Iran's Revenge Threat Clouds U.S. Nuclear Deal Hours Before Signing

Iran's Revenge Threat Clouds U.S. Nuclear Deal Hours Before Signing

The Middle East erupted into fresh confrontation Sunday as Israel's strike on Beirut threatened to detonate a broader U.S.-Iran accord on the verge of completion. Iranian military commanders promised retaliation, dimming hopes for a historic diplomatic breakthrough that was supposed to happen within hours.

Hezbollah fired drones into northern Israel on Sunday morning. Israel responded by targeting a Hezbollah command center in the Lebanese capital, killing at least one person and wounding four. The Israeli military identified the target as the militant group's military telecommunications chief.

The sequence matters because it arrives at a critical juncture. U.S. and Iranian negotiators were scheduled to finalize a deal ending their conflict, but Tehran's chief negotiator Mohammad Bagher Ghalibaf signaled the Beirut strike could wreck everything. Ghalibaf, who also serves as speaker of parliament, accused Washington of either lacking the will or ability to constrain Israeli actions. "The good cop, bad cop routine has become old," he said, questioning whether further negotiations made sense if America could not control its ally.

The General's Warning

Deputy commander of Iran's armed forces emergency headquarters Gen. Mohammed Jafar Asadi declared the Beirut attack would not go unanswered, a statement carrying weight given Iran's track record of following through on such threats after previous Israeli operations.

Israeli officials told the U.S. Central Command about the strike before it happened, according to U.S. and Israeli officials.
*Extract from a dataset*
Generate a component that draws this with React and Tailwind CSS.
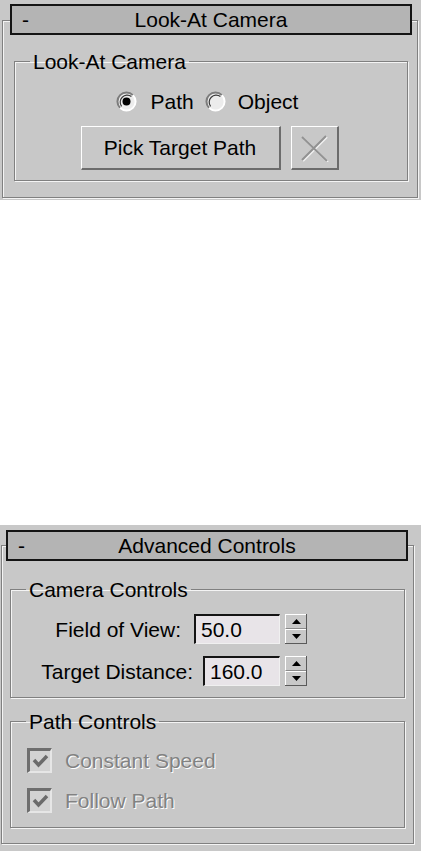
import React from "react";

const Header = ({ title, className }) => (
  <div
    className={`relative z-10 h-[31px] w-[402px] border-2 border-[#141414] bg-[#b4b4b4] grid grid-cols-[44px_1fr_44px] items-center ${className}`}
  >
    <span className="pl-[10px] leading-none">-</span>
    <span className="text-center leading-none">{title}</span>
    <span />
  </div>
);

const Group = ({ label, className, children }) => (
  <fieldset
    className={`border border-[#808080] shadow-[inset_1px_1px_0_#f4f4f4,1px_1px_0_#f4f4f4] ${className}`}
  >
    <legend className="ml-[15px] px-[3px] leading-[23px]">{label}</legend>
    {children}
  </fieldset>
);

const Radio = ({ checked }) => (
  <svg width="21" height="21" viewBox="0 0 21 21">
    <circle cx="10.5" cy="10.5" r="8.5" fill="#ececec" />
    <path d="M4.1 16.9 A9 9 0 0 1 16.9 4.1" fill="none" stroke="#7c7c7c" strokeWidth="2" />
    <path d="M5.6 15.4 A7 7 0 0 1 15.4 5.6" fill="none" stroke="#3a3a3a" strokeWidth="1.2" />
    <path d="M16.9 4.1 A9 9 0 0 1 4.1 16.9" fill="none" stroke="#ffffff" strokeWidth="2" />
    {checked && <circle cx="10.5" cy="10.5" r="4" fill="#000" />}
  </svg>
);

const Spinner = () => (
  <div className="w-[22px] h-[30px] flex flex-col border-r border-b border-[#5a5a5a]">
    <div className="flex-1 flex items-center justify-center border-t border-l border-t-white border-l-white border-b border-b-[#8a8a8a]">
      <svg width="9" height="5" viewBox="0 0 9 5">
        <path d="M4.5 0 L9 5 L0 5 Z" fill="#000" />
      </svg>
    </div>
    <div className="flex-1 flex items-center justify-center border-l border-l-white border-t border-t-white">
      <svg width="9" height="5" viewBox="0 0 9 5">
        <path d="M0 0 L9 0 L4.5 5 Z" fill="#000" />
      </svg>
    </div>
  </div>
);

const SpinRow = ({ label, value, inputW, gap }) => (
  <div className="flex items-center justify-end pr-[97px]">
    <span className="leading-none">{label}</span>
    <div
      className={`h-[30px] ${inputW} ${gap} flex items-center pl-[5px] bg-[#e8e4e8] border-t-2 border-l-2 border-t-[#141414] border-l-[#141414] border-b border-r border-b-[#f0f0f0] border-r-[#f0f0f0] leading-none`}
    >
      {value}
    </div>
    <div className="ml-[5px]">
      <Spinner />
    </div>
  </div>
);

const CheckRow = ({ label }) => (
  <div className="flex items-center h-[25px] pl-[16px]">
    <div className="w-[25px] h-[25px] flex items-center justify-center bg-[#d2d2d2] border-t-[3px] border-l-[3px] border-t-[#6e6e6e] border-l-[#6e6e6e] border-b-2 border-r-2 border-b-[#e6e6e6] border-r-[#e6e6e6]">
      <svg width="17" height="15" viewBox="0 0 17 15">
        <path d="M2 6 L6.5 11 L15 2" fill="none" stroke="#6a6a6a" strokeWidth="3.5" />
      </svg>
    </div>
    <span className="ml-[13px] leading-none text-[#828282] [text-shadow:1px_1px_0_#ffffff]">
      {label}
    </span>
  </div>
);

export default function App() {
  return (
    <div className="w-[421px] h-[851px] bg-white font-['Liberation_Sans',Arial,sans-serif] text-[21px] text-black">
      {/* Look-At Camera rollout */}
      <div className="h-[200px] bg-[#c8c8c8] pt-[4px]">
        <Header title="Look-At Camera" className="ml-[10px]" />
        <div className="ml-[2px] mt-[-15px] w-[416px] h-[178px] border border-[#808080] shadow-[inset_1px_1px_0_#f4f4f4,1px_1px_0_#f4f4f4] pt-[29px] pl-[11px]">
          <Group label="Look-At Camera" className="w-[394px] pb-[10px]">
            <div className="flex items-center justify-center h-[24px] mt-[16px] pr-[8px]">
              <Radio checked />
              <span className="ml-[14px] leading-none">Path</span>
              <span className="ml-[11px] flex">
                <Radio />
              </span>
              <span className="ml-[12px] leading-none">Object</span>
            </div>
            <div className="flex justify-center gap-[10px] mt-[13px] pr-[3px]">
              <div className="w-[200px] h-[44px] flex items-center justify-center border-t border-l border-t-white border-l-white border-r-2 border-b-2 border-r-[#6c6c6c] border-b-[#6c6c6c] leading-none">
                Pick Target Path
              </div>
              <div className="w-[48px] h-[44px] flex items-center justify-center border-t border-l border-t-white border-l-white border-r-2 border-b-2 border-r-[#6c6c6c] border-b-[#6c6c6c]">
                <svg width="30" height="28" viewBox="0 0 30 28">
                  <path d="M3 3 L28 27 M27 2 L3 26" stroke="#f2f2f2" strokeWidth="2" transform="translate(1 1)" />
                  <path d="M3 3 L28 27 M27 2 L3 26" stroke="#929292" strokeWidth="2" />
                </svg>
              </div>
            </div>
          </Group>
        </div>
      </div>

      <div className="h-[325px]" />

      {/* Advanced Controls rollout */}
      <div className="h-[326px] bg-[#c8c8c8] pt-[5px]">
        <Header title="Advanced Controls" className="ml-[6px]" />
        <div className="ml-[1px] mt-[-16px] w-[413px] h-[299px] border border-[#808080] shadow-[inset_1px_1px_0_#f4f4f4,1px_1px_0_#f4f4f4] pt-[32px] pl-[8px]">
          <Group label="Camera Controls" className="w-[395px] pb-[11px]">
            <div className="flex flex-col gap-[12px] mt-[13px]">
              <SpinRow label="Field of View:" value="50.0" inputW="w-[86px]" gap="ml-[13px]" />
              <SpinRow label="Target Distance:" value="160.0" inputW="w-[77px]" gap="ml-[10px]" />
            </div>
          </Group>
          <Group label="Path Controls" className="w-[395px] mt-[12px] pb-[14px]">
            <div className="flex flex-col gap-[15px] mt-[15px]">
              <CheckRow label="Constant Speed" />
              <CheckRow label="Follow Path" />
            </div>
          </Group>
        </div>
      </div>
    </div>
  );
}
Whether the White House explicitly approved the operation remains unclear. The ambiguity itself underscores the diplomatic minefield Israel has now navigated.
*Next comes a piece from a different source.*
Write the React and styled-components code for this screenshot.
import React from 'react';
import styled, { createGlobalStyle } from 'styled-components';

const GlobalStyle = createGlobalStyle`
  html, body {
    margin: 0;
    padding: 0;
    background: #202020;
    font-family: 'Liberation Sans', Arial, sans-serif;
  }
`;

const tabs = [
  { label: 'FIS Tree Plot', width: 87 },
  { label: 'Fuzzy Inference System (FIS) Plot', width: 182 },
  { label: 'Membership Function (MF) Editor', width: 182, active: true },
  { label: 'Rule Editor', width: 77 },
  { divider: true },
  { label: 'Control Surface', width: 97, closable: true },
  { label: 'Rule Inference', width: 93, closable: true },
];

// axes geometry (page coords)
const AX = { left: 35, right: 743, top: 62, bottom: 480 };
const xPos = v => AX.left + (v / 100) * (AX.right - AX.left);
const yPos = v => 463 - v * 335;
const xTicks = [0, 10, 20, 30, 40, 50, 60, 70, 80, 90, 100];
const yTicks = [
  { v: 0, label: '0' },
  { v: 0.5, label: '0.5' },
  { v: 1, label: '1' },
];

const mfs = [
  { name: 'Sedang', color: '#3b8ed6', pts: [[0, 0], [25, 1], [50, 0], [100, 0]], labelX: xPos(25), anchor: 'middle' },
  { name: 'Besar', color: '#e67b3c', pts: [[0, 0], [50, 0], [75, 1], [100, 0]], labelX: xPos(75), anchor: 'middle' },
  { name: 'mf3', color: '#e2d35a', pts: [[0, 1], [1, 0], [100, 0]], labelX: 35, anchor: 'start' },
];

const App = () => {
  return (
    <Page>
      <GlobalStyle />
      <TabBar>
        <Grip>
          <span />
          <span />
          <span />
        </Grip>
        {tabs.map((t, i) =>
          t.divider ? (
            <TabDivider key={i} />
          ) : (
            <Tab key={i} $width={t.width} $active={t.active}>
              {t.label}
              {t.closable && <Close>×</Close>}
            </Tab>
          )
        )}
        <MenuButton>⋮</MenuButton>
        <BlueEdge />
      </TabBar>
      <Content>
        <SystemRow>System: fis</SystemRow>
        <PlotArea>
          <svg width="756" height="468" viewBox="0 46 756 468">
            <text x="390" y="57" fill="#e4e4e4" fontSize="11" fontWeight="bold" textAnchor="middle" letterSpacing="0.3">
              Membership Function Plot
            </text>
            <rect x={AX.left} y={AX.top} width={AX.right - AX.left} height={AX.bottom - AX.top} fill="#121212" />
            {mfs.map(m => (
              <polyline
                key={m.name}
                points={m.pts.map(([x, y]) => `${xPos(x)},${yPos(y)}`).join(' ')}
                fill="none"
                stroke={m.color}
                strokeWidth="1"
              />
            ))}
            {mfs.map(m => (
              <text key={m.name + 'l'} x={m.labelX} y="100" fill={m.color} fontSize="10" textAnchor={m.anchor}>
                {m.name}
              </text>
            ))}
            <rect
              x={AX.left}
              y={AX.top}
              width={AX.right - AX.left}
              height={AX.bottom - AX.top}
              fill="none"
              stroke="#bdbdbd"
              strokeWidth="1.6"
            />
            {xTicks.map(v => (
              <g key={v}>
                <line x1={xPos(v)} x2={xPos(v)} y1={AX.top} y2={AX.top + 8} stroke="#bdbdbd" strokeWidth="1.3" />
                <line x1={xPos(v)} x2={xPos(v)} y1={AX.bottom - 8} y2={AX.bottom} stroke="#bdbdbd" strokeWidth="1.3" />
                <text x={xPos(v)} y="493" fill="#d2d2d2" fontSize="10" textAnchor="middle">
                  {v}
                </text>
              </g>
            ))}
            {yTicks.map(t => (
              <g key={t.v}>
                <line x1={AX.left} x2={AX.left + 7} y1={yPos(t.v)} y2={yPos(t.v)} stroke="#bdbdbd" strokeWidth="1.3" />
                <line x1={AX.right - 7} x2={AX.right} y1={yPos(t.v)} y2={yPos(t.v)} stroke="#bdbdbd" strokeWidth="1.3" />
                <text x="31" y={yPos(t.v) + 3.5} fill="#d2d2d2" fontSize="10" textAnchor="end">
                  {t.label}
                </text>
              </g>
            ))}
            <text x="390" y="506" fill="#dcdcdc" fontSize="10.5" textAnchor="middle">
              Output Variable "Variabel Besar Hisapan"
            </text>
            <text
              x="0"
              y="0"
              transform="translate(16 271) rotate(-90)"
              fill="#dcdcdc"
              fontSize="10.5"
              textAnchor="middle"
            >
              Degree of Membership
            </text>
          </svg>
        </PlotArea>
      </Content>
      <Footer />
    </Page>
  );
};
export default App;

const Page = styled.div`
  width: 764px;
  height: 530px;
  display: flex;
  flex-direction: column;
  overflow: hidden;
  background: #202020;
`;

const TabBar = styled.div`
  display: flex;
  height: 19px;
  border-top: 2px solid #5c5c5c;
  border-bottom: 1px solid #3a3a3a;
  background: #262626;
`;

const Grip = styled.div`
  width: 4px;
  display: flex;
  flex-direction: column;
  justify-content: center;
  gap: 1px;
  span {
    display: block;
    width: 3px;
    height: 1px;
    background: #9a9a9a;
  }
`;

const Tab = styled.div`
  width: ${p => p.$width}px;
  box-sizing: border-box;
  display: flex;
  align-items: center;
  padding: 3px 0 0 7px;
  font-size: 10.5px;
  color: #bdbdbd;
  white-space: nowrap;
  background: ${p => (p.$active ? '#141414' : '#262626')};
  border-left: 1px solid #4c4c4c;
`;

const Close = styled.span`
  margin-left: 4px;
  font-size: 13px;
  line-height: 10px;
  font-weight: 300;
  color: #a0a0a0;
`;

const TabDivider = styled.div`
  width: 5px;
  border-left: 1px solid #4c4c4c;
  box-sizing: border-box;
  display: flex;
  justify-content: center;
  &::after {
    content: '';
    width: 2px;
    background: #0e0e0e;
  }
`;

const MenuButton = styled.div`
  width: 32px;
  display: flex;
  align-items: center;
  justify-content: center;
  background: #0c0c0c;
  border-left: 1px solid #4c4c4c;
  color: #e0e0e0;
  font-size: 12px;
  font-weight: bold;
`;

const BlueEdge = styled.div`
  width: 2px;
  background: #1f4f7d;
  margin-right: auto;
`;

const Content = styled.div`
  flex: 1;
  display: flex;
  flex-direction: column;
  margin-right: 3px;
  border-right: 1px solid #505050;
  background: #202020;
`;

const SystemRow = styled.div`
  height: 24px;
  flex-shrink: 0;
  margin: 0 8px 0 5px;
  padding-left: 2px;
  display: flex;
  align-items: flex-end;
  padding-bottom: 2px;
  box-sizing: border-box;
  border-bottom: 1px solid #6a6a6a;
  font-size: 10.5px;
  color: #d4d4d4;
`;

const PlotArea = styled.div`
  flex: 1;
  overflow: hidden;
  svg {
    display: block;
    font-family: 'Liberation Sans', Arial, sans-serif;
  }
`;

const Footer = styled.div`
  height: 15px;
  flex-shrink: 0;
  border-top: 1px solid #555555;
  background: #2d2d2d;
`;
The pattern repeats a cycle from the previous week. A similar Israeli airstrike prompted Iran to launch ballistic missiles at Israel, triggering a day of tit-for-tat escalations that brought the region to the brink of broader conflict. Military commanders in northern Israel are now preparing for potential action on other fronts.

The timing could not be worse for diplomatic efforts. The agreement was meant to represent a breakthrough after years of deadlock, but if Iranian officials follow through on retaliation threats, any accord signed this week could face immediate stress before the ink dries. Israel's calculation that degrading Hezbollah's command structure justifies the risk appears to hinge on whether retaliation remains limited or spirals into something larger.

Author James Rodriguez: "Iran's patience with American assurances is wearing thin, and Israel's willingness to strike regardless suggests neither side trusts the other to honor a deal that hasn't even been signed yet."